= Thomas George Fahy =

American priest and school administrator (1922-1976)

Thomas George Fahy (1922 – October 27, 1976) was an American Catholic priest and academic administrator. He was the 14th President of Seton Hall University, serving from 1970 until his death in 1976.

==Early life and education==
Fahy was born in 1992, in Jersey City, New Jersey. He attended Seton Hall Preparatory School and then Seton Hall College (since renamed as Seton Hall University) before studying at Immaculate Conception Seminary in Mahwah, New Jersey. He was ordained in 1947.

==Career==
In the early 1950s, Fahy joined the faculty of Seton Hall Preparatory School as an instructor in Greek and Latin. He was the school's athletic director from 1949 to 1955. In 1963, he became the vice president in charge of instruction at Seton Hall.
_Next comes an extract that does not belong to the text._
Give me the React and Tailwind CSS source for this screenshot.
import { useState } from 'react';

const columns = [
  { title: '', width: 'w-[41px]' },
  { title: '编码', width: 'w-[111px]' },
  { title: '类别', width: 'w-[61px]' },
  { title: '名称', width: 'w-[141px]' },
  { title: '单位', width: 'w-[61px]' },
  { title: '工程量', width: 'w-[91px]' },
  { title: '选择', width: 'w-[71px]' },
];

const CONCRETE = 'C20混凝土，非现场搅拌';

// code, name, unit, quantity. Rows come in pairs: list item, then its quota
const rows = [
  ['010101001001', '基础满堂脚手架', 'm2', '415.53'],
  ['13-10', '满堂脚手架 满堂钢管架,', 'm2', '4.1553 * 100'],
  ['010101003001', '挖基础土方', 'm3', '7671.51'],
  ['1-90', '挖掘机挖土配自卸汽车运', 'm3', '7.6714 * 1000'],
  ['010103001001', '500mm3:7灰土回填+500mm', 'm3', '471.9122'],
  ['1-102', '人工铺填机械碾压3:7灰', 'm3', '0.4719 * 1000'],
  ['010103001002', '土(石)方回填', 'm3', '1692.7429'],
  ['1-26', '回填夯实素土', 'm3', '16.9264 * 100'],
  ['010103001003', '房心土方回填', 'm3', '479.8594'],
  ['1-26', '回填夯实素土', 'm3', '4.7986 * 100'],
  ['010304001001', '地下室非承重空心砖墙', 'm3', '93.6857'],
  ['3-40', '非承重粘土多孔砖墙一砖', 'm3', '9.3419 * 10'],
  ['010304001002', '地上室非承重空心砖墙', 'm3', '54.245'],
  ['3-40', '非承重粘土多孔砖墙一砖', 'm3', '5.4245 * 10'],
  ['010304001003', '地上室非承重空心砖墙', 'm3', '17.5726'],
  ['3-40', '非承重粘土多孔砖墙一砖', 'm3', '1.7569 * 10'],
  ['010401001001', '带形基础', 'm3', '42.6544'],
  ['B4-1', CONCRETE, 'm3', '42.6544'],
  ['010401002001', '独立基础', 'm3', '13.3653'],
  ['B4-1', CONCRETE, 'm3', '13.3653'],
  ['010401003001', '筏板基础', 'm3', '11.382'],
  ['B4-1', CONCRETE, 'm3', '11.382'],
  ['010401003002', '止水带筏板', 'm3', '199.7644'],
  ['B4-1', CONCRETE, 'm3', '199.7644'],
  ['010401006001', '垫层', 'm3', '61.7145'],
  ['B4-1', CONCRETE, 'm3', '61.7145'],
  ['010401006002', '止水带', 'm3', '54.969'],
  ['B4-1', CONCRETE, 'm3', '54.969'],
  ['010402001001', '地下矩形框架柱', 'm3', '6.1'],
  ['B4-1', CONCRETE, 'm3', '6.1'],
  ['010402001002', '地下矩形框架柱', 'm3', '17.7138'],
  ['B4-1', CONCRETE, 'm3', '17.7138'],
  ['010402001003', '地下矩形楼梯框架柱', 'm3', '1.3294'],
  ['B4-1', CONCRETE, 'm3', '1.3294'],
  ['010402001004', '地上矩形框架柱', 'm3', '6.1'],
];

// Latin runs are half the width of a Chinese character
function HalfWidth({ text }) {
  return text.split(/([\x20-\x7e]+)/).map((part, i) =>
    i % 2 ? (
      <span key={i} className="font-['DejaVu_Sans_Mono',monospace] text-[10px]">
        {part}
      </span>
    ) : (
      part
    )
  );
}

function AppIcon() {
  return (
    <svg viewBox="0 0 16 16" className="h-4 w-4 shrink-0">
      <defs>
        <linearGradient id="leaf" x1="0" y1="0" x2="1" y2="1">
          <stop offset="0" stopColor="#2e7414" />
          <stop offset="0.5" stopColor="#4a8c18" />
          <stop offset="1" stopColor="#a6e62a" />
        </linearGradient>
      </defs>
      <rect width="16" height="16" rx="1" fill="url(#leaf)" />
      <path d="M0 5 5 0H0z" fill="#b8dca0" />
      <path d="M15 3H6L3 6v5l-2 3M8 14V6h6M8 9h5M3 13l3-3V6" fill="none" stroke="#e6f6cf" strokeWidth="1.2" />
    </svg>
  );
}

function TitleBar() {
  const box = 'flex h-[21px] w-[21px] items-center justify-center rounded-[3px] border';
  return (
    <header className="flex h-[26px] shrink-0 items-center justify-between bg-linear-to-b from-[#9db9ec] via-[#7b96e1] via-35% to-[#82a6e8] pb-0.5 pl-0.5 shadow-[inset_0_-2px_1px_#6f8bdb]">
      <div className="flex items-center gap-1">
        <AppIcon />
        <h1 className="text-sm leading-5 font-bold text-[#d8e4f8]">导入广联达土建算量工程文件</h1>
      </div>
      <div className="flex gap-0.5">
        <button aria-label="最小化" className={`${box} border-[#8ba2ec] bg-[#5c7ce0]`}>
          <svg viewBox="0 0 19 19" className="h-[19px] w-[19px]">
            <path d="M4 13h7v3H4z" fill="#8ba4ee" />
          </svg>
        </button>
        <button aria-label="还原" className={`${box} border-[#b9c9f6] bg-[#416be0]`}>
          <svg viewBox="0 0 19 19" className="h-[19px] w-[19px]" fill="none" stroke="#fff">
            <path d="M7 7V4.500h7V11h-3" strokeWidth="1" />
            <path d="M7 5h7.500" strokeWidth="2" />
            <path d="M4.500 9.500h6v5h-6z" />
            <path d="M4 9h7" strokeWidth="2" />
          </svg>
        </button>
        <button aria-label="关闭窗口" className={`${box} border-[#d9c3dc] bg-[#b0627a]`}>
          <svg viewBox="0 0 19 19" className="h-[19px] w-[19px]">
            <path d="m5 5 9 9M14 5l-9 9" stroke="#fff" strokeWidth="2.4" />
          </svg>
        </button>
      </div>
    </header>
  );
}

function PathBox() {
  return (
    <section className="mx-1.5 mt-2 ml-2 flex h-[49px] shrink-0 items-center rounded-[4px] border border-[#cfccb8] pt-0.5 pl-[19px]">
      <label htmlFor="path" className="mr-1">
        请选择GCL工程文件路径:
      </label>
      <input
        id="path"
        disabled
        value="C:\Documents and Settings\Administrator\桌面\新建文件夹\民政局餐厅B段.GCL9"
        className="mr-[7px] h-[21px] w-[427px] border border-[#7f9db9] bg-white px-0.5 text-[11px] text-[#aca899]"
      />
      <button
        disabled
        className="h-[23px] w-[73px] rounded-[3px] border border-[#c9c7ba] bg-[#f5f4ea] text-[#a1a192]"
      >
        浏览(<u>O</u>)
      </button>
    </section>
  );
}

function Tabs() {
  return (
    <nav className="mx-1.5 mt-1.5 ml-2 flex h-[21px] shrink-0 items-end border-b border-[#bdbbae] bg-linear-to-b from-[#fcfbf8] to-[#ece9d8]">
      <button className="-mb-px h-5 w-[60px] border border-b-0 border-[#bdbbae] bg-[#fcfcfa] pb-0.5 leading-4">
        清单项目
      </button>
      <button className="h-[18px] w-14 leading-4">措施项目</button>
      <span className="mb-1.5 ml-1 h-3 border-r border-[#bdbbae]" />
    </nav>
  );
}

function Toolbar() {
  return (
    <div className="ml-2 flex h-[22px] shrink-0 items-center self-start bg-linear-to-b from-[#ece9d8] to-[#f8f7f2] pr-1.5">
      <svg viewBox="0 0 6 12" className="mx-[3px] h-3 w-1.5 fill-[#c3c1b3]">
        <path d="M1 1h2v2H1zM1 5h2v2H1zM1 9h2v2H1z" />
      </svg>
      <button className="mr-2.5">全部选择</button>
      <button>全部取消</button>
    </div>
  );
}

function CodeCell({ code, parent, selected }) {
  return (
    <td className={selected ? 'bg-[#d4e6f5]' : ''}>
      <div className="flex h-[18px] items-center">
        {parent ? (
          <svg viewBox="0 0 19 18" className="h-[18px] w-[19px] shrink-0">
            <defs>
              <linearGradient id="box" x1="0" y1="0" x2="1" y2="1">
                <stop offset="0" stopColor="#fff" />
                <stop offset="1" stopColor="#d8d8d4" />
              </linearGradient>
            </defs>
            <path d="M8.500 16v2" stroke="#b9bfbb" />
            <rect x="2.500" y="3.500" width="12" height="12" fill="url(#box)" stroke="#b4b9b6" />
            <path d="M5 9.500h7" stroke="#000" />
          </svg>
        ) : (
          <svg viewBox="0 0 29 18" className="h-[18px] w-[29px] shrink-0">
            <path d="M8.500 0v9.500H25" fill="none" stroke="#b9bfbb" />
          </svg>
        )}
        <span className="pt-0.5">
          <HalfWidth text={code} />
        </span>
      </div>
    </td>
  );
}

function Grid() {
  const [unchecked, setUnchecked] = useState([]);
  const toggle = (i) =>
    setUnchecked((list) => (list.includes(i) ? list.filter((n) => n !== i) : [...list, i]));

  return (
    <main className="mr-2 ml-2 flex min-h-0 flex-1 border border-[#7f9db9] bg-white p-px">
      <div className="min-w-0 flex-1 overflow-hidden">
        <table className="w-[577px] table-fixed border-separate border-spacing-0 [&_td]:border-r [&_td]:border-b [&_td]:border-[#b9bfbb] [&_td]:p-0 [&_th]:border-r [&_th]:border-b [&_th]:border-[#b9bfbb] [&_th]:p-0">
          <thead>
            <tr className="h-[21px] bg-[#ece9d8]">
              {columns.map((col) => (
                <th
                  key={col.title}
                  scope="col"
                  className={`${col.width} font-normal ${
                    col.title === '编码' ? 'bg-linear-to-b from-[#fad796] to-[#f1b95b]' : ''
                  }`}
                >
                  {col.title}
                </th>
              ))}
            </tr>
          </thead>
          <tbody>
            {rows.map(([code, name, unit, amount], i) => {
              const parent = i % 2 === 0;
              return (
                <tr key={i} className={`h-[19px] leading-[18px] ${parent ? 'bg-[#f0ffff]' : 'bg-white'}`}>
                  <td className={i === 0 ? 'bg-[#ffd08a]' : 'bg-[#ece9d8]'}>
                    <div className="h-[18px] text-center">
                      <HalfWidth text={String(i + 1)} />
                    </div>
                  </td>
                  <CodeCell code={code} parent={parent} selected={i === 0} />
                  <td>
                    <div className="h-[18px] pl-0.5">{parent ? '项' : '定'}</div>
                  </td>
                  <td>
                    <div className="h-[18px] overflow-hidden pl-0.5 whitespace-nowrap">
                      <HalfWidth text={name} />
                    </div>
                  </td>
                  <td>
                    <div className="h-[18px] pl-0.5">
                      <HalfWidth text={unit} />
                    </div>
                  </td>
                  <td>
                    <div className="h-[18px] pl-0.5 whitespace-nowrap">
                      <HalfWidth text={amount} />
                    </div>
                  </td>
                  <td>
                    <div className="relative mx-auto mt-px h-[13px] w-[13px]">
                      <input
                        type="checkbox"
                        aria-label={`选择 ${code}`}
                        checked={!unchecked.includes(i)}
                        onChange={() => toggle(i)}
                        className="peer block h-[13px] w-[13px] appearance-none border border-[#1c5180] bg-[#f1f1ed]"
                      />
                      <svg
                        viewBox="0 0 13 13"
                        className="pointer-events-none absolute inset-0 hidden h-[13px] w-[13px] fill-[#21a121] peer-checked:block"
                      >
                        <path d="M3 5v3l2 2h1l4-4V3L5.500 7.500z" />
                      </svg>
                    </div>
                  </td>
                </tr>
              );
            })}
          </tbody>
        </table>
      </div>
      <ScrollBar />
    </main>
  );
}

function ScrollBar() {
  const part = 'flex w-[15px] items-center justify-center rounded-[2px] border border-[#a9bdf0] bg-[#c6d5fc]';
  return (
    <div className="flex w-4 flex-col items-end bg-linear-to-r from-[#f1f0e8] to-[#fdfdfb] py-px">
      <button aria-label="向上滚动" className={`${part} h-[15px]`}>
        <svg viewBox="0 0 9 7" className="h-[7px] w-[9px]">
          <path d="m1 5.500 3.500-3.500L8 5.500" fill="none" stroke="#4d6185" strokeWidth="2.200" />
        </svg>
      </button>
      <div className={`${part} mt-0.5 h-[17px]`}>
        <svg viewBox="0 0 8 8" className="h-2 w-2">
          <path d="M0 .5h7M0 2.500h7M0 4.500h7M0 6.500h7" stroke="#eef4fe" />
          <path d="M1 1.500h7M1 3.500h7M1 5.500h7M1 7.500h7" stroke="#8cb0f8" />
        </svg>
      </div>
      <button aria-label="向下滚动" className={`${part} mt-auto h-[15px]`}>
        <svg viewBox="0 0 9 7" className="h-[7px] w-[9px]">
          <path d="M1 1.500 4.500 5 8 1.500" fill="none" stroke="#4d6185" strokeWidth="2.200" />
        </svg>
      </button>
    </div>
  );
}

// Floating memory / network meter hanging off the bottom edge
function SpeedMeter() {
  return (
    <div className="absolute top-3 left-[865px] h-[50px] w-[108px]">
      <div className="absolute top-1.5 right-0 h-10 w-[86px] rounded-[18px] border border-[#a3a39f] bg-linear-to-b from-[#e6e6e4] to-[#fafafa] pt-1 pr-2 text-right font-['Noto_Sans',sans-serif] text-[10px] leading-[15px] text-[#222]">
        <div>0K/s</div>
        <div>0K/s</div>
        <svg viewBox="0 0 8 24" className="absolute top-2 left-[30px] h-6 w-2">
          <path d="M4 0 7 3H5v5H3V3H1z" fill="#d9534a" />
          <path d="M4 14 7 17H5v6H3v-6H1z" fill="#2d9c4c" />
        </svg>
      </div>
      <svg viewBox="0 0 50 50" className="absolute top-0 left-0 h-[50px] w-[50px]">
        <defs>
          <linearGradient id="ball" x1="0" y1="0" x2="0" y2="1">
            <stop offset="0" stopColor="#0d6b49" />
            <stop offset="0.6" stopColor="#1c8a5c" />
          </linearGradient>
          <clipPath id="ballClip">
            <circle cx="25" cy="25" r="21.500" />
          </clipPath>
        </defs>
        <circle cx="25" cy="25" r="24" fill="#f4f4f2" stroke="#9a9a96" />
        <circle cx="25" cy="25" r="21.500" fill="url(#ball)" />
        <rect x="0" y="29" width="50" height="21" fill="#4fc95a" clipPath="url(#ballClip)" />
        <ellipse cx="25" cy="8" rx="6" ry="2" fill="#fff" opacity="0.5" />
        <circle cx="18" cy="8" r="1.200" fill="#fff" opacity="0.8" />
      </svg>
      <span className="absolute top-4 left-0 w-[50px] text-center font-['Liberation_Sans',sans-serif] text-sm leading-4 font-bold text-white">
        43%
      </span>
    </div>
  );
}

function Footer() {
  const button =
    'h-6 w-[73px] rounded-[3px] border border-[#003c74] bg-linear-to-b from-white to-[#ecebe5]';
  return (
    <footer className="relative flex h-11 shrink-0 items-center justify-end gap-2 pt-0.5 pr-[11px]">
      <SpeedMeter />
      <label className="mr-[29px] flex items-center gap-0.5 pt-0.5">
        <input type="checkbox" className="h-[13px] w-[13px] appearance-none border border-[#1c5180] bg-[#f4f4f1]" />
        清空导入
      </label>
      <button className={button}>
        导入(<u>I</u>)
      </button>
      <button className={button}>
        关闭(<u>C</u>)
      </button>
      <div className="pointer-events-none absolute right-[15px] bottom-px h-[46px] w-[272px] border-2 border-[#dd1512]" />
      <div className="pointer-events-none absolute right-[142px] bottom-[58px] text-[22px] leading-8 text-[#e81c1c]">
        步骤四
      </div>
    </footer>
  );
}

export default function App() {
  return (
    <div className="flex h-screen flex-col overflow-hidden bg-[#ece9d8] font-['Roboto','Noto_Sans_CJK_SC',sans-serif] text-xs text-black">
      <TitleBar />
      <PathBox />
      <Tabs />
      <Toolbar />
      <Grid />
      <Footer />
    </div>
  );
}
In May 1970, Fahy was chosen by the Seton Hall board of trustees to be the school's 14th president. Under Fahy, the school built several buildings and opened Seton Hall Law School in downtown Newark.

== Death ==
On July 24, 1976, Fahy suffered a heart attack. On October 27, 1976, Fahy died after he suffered another heart attack in his quarters on the Seton Hall campus.

==Awards and honors==
Fahy was inducted into the Seton Hall University hall of fame in 1975.